▸ **What is required**:
Scan the listing below and copy every line holding "styles".

▸ **Data shown**:
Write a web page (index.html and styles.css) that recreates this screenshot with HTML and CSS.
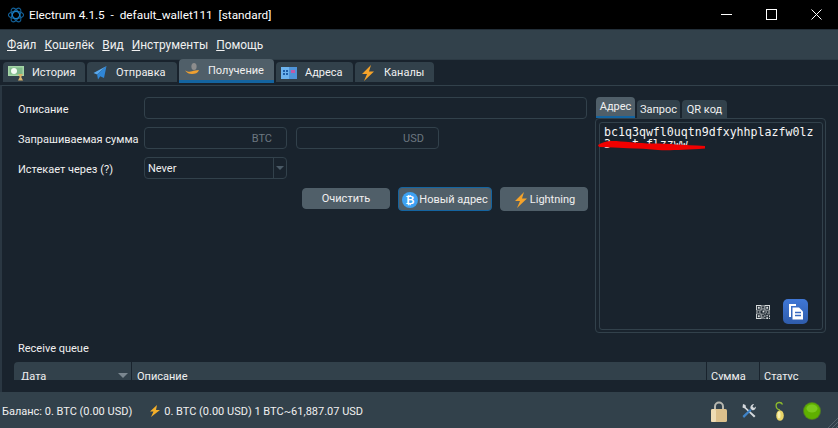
FILE: index.html
```html
<!DOCTYPE html>
<html lang="ru">
<head>
<meta charset="utf-8">
<title>Electrum</title>
<link rel="stylesheet" href="styles.css">
</head>
<body>
<div class="window">
  <header class="titlebar">
    <svg class="app-icon" viewBox="0 0 16 16"><g fill="none" stroke="#135f96" stroke-width="1.1"><ellipse cx="8" cy="8" rx="7.6" ry="3.6"/><ellipse cx="8" cy="8" rx="7.6" ry="3.6" transform="rotate(60 8 8)"/><ellipse cx="8" cy="8" rx="7.6" ry="3.6" transform="rotate(120 8 8)"/><circle cx="8" cy="8" r="3.6" stroke="#1b7ec4"/></g></svg>
    <span class="title">Electrum 4.1.5  -  default_wallet111  [standard]</span>
    <div class="controls">
      <span class="ctl"><svg viewBox="0 0 11 11" class="ctl-icon"><path d="M0 5.5h11" stroke="#fff"/></svg></span>
      <span class="ctl"><svg viewBox="0 0 11 11" class="ctl-icon"><rect x=".5" y=".5" width="10" height="10" fill="none" stroke="#fff"/></svg></span>
      <span class="ctl"><svg viewBox="0 0 11 11" class="ctl-icon"><path d="M.5.5l10 10M10.5.5l-10 10" stroke="#fff"/></svg></span>
    </div>
  </header>
  <nav class="menubar">
    <span><u>Ф</u>айл</span><span><u>К</u>ошелёк</span><span><u>В</u>ид</span><span><u>И</u>нструменты</span><span><u>П</u>омощь</span>
  </nav>
  <div class="tabs">
    <div class="tab t1">
      <svg class="tab-icon" viewBox="0 0 16 16"><rect y="1" width="16" height="10" fill="#a5d6a7"/><rect x="1.5" y="2.5" width="13" height="7" fill="#7fb98a"/><circle cx="6" cy="6" r="3" fill="#f4fbf4"/><path d="M10 9h5l-1.8 3 1.8 3.5h-5l1.8-3.5z" fill="#d9b36c"/></svg>
      История
    </div>
    <div class="tab t2">
      <svg class="tab-icon" viewBox="0 0 16 16"><path d="M14.5 1L1.5 8l3.6 1.6z" fill="#5aa9ec"/><path d="M14.5 1L5.1 9.6 6 14.5l2.2-3.3 3.8 1.7z" fill="#2f86d6"/></svg>
      Отправка
    </div>
    <div class="tab t3 selected">
      <svg class="tab-icon" viewBox="0 0 16 16"><ellipse cx="10" cy="4.500" rx="2.600" ry="3.500" fill="#8d8d8d"/><path d="M1 8.500c3 1.500 5 1.500 7 .8s4-.8 7-1.300c-1 3-4 4-7 4-3 0-5-1-7-3.500z" fill="#f0a030"/></svg>
      Получение
    </div>
    <div class="tab t4">
      <svg class="tab-icon" viewBox="0 0 16 16"><rect y="2" width="16" height="12" fill="#6db3ee"/><rect x="8" y="2" width="8" height="12" fill="#4f93d8"/><path d="M2 5h2v2H2zM5 5h2v2H5zM2 8h2v2H2zM5 8h2v2H5z" fill="#1f5fa8"/><rect x="10" y="5" width="4" height="3" fill="#c05aa8"/></svg>
      Адреса
    </div>
    <div class="tab t5">
      <svg class="tab-icon" viewBox="0 0 16 16"><path d="M11 0L2 9h5l-3 7 10-9.500H9z" fill="#f5a32a"/></svg>
      Каналы
    </div>
  </div>
  <main class="pane">
    <div class="top">
      <form class="form">
        <label class="lbl">Описание</label>
        <div class="field wide"></div>
        <label class="lbl">Запрашиваемая сумма</label>
        <div class="field unit">BTC</div>
        <div class="field unit">USD</div>
        <span class="spacer"></span>
        <label class="lbl">Истекает через (?)</label>
        <div class="field combo"><span class="combo-text">Never</span><span class="combo-btn"><i class="arrow"></i></span></div>
      </form>
      <div class="buttons">
        <button class="btn plain" type="button">Очистить</button>
        <button class="btn focus" type="button">
          <svg class="btn-icon" viewBox="0 0 16 16"><circle cx="8" cy="8" r="8" fill="#3ea2f2"/><text x="8" y="12" class="btc">₿</text></svg>Новый адрес
        </button>
        <button class="btn" type="button">
          <svg class="btn-icon" viewBox="0 0 16 16"><path d="M11 0L2 9h5l-3 7 10-9.500H9z" fill="#f5a32a"/></svg>Lightning
        </button>
      </div>
    </div>
    <aside class="side">
      <div class="side-tabs">
        <span class="stab s1 selected">Адрес</span><span class="stab s2">Запрос</span><span class="stab s3">QR код</span>
      </div>
      <div class="side-box">
        <div class="address">
          <div class="addr-text">bc1q3qwfl0uqtn9dfxyhhplazfw0lz<br>3&nbsp;&nbsp;&nbsp;t&nbsp;flzzww</div>
          <svg class="scribble" viewBox="0 0 108 11"><path d="M0 5C3 3 8 1 14 1C25 1 40 3.500 55 3.500C70 3.500 85 5 107 6L107 8.500C85 10 70 10.500 60 10C40 8 20 8 1 7Z" fill="#f00000"/></svg>
          <div class="addr-tools">
            <svg class="qr" viewBox="0 0 15 15"><g fill="#d8dcdc"><path d="M0 0h6v6H0zM1 1v4h4V1zM2 2h2v2H2zM9 0h6v6H9zM10 1v4h4V1zM11 2h2v2h-2zM0 9h6v6H0zM1 10v4h4v-4zM2 11h2v2H2z" fill-rule="evenodd"/><path d="M7 0h1v2H7zM7 3h1v2H7zM0 7h2v1H0zM3 7h2v1H3zM7 6h2v2H7zM10 7h2v1h-2zM13 7h2v1h-2zM7 9h1v2H7zM9 9h2v1H9zM12 9h3v1h-3zM9 11h1v2H9zM11 11h2v1h-2zM14 11h1v2h-1zM7 12h1v3H7zM11 13h2v2h-2zM9 14h1v1H9zM14 14h1v1h-1z"/></g></svg>
            <span class="copy"><svg viewBox="0 0 25 25"><path d="M6 5h7v2H8v11H6z" fill="#fff"/><path d="M9.500 8.500h6.500l4 4v8H9.500z" fill="#fff"/><path d="M12 13.500h6M12 16.500h6" stroke="#3768bf" stroke-width="1.500"/></svg></span>
          </div>
        </div>
      </div>
    </aside>
    <div class="queue-label">Receive queue</div>
    <div class="table-clip">
      <div class="thead">
        <span class="th date">Дата<i class="sort"></i></span>
        <span class="th desc">Описание</span>
        <span class="th sum">Сумма</span>
        <span class="th status">Статус</span>
      </div>
    </div>
  </main>
  <footer class="statusbar">
    <span class="bal">Баланс: 0. BTC (0.00 USD)</span>
    <svg class="bolt" viewBox="0 0 12 12"><path d="M8 0L1 6.500h3.500L2 12l9-7H7z" fill="#f5b02a"/></svg>
    <span>0. BTC (0.00 USD) 1 BTC~61,887.07 USD</span>
    <div class="st-icons">
      <svg class="st lock" viewBox="0 0 16 21"><path d="M4 9V5.500a4 4 0 0 1 8 0V9" fill="none" stroke="#b8b8b0" stroke-width="2"/><rect y="8" width="16" height="13" rx="1.500" fill="#dcc08c"/><rect y="8" width="5" height="13" rx="1.500" fill="#efdcb4"/></svg>
      <svg class="st tools" viewBox="0 0 16 16"><path d="M2 1l2.500 1 .5 2.500L14.500 13 13 14.500 3.800 5.500 1.500 4.500z" fill="#d4d8dc"/><path d="M1.500 13L9 6l1.500 1.500L3 15z" fill="#3f83c8"/><path d="M9.500 5.500c-.5-2 1-4.500 3.500-4.500l-1.500 2.500 1.500 1.500L15 3.500c0 3-2.500 4.500-4 3.500z" fill="#d4d8dc"/></svg>
      <svg class="st seed" viewBox="0 0 11 20"><path d="M6 9C1 8 1 2 5 1.500c2-.2 3 .8 3.500 2" fill="none" stroke="#8dbb2c" stroke-width="1.300"/><ellipse cx="6" cy="14.500" rx="3.800" ry="5.300" fill="#e8d468"/><ellipse cx="5" cy="14" rx="1.500" ry="3.500" fill="#f8f0b0"/></svg>
      <svg class="st dot" viewBox="0 0 18 18"><circle cx="9" cy="9" r="9" fill="#4f7d22"/><circle cx="9" cy="9" r="8" fill="#5fb000"/><ellipse cx="9" cy="6.500" rx="5.500" ry="4" fill="#7ac81c"/></svg>
    </div>
    <svg class="grip" viewBox="0 0 12 12"><path d="M12 2L2 12M12 6l-6 6M12 10l-2 2" stroke="#55626c"/></svg>
  </footer>
</div>
</body>
</html>
```

FILE: styles.css
```css
* { box-sizing: border-box; }
html, body { margin: 0; padding: 0; }
body { width: 838px; height: 428px; overflow: hidden; background: #19232d; }
.window {
  width: 838px; height: 428px; display: flex; flex-direction: column;
  font-family: Roboto, "Noto Sans", sans-serif; font-size: 11px; color: #f0f0f0;
}

.titlebar { height: 29px; flex: none; background: #000; display: flex; align-items: center; padding-left: 8px; }
.app-icon { width: 16px; height: 16px; margin-right: 5px; }
.title { color: #fff; font-size: 11.8px; white-space: pre; }
.controls { margin-left: auto; display: flex; }
.ctl { width: 45px; height: 29px; padding-left: 2px; display: flex; align-items: center; justify-content: center; }
.ctl-icon { width: 11px; height: 11px; display: block; }

.menubar { height: 30px; flex: none; background: #32414b; border-top: 1px solid #232f39; display: flex; align-items: center; gap: 8px; padding-left: 7px; font-size: 11.9px; }

.tabs { height: 25px; flex: none; display: flex; align-items: flex-end; gap: 2px; padding: 0 0 2px 3px; background: #19232d; border-top: 1px solid #2c3a44; }
.tab { height: 20px; display: flex; align-items: center; padding: 1px 0 0 5px; background: #32414b; border-radius: 4px 4px 0 0; }
.t1 { width: 82px; }
.t2 { width: 90px; }
.t3 { width: 95px; }
.t4 { width: 77px; }
.t5 { width: 79px; }
.tab-icon { width: 16px; height: 16px; margin-right: 8px; flex: none; }
.tab.selected { height: 24px; margin-bottom: -1px; background: #505f69; border-bottom: 3px solid #1464a0; }

.pane { flex: 1; position: relative; min-height: 0; display: grid; grid-template-columns: 572px 231px; grid-template-rows: 236px 29px 18px; column-gap: 7px; padding: 11px 12px 0 14px; border-top: 1px solid #32414b; border-left: 2px solid #2a3742; overflow: hidden; margin-top: 1px; }

.top { grid-column: 1; grid-row: 1; }
.form { display: grid; grid-template-columns: 128px 143px 143px 1fr; grid-auto-rows: 22px; row-gap: 8px; align-items: center; }
.lbl { padding: 3px 0 0 2px; white-space: nowrap; }
.field { height: 22px; border: 1px solid #32414b; border-radius: 4px; background: #19232d; }
.wide { grid-column: 2 / 5; margin-right: 1px; }
.unit { display: flex; align-items: center; justify-content: flex-end; padding: 1px 14px 0 0; color: #6c7780; }
.unit + .unit { margin-left: 9px; width: 143px; }
.spacer { display: block; }
.combo { grid-column: 2; display: flex; align-items: stretch; }
.combo-text { flex: 1; padding-left: 3px; line-height: 22px; }
.combo-btn { width: 13px; border-left: 1px solid #32414b; display: flex; align-items: center; justify-content: center; }
.arrow { width: 0; height: 0; border: 4px solid transparent; border-top: 4px solid #4a5a66; border-bottom: 0; }

.buttons { display: flex; justify-content: flex-end; align-items: center; gap: 8px; margin-top: 8px; }
.btn { height: 24px; border: 1px solid #505f69; border-radius: 4px; background: #505f69; color: #f0f0f0; font: inherit; padding: 1px 0 0; display: flex; align-items: center; justify-content: center; width: 88px; }
.btn.plain { height: 21px; margin-top: -2px; }
.btn.focus { border-color: #1464a0; width: 94px; }
.btn-icon { width: 16px; height: 16px; margin-right: 1px; flex: none; }
.btc { font: bold 11px "DejaVu Sans", sans-serif; fill: #fff; text-anchor: middle; }

.side { grid-column: 2; grid-row: 1; display: flex; flex-direction: column; }
.side-tabs { height: 21px; flex: none; display: flex; align-items: flex-end; gap: 2px; padding-left: 1px; }
.stab { height: 18px; display: flex; align-items: center; justify-content: center; background: #32414b; border-radius: 4px 4px 0 0; }
.s1 { width: 39px; }
.s2 { width: 43px; }
.s3 { width: 45px; }
.stab.selected { height: 21px; background: #505f69; border-bottom: 2px solid #1464a0; }
.side-box { height: 215px; border: 1px solid #32414b; border-radius: 4px; padding: 3px 3px 2px; }
.address { position: relative; height: 100%; width: 224px; border: 1px solid #32414b; border-radius: 3px; padding: 3px 4px; }
.addr-text { font-family: "DejaVu Sans Mono", monospace; font-size: 11.6px; line-height: 12px; white-space: nowrap; color: #f6f6f6; }
.scribble { position: absolute; left: -2px; top: 17px; width: 108px; height: 11px; }
.addr-tools { position: absolute; right: 14px; bottom: 5px; display: flex; align-items: center; gap: 13px; }
.qr { width: 14px; height: 14px; display: block; }
.copy { width: 25px; height: 25px; border-radius: 5px; background: linear-gradient(#3f77d6, #2f5cab); display: block; }
.copy svg { display: block; width: 25px; height: 25px; }

.queue-label { grid-column: 1 / 3; grid-row: 2; padding: 9px 0 0 2px; }
.table-clip { grid-column: 1 / 3; grid-row: 3; height: 18px; overflow: hidden; width: 812px; margin-left: -2px; }
.thead { height: 30px; background: #32414b; border-radius: 4px 4px 0 0; display: flex; }
.th { position: relative; padding: 8px 0 0 5px; border-right: 1px solid #19232d; flex: none; height: 30px; }
.date { width: 118px; padding-left: 7px; }
.desc { width: 575px; padding-left: 5px; }
.sum { width: 53px; padding-left: 4px; }
.status { flex: 1; border-right: 0; padding-left: 4px; }
.sort { position: absolute; right: 3px; top: 11px; width: 0; height: 0; border: 5px solid transparent; border-top: 5px solid #7b8790; border-bottom: 0; }

.statusbar { height: 36px; flex: none; position: relative; background: #32414b; display: flex; align-items: center; padding: 2px 0 0 2px; }
.bal { margin-right: 17px; }
.bolt { width: 12px; height: 12px; margin-right: 3px; flex: none; }
.st-icons { margin-left: auto; margin-right: 17px; display: flex; align-items: center; }
.st { display: block; flex: none; }
.lock { width: 16px; height: 21px; margin-right: 14px; }
.tools { width: 16px; height: 16px; margin-right: 17px; }
.seed { width: 11px; height: 20px; margin-right: 18px; }
.dot { width: 18px; height: 18px; }
.grip { position: absolute; right: 0; bottom: 0; width: 12px; height: 12px; }
```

▸ **Solution for this task**:
Write a web page (index.html and styles.css) that recreates this screenshot with HTML and CSS.
<link rel="stylesheet" href="styles.css">
FILE: styles.css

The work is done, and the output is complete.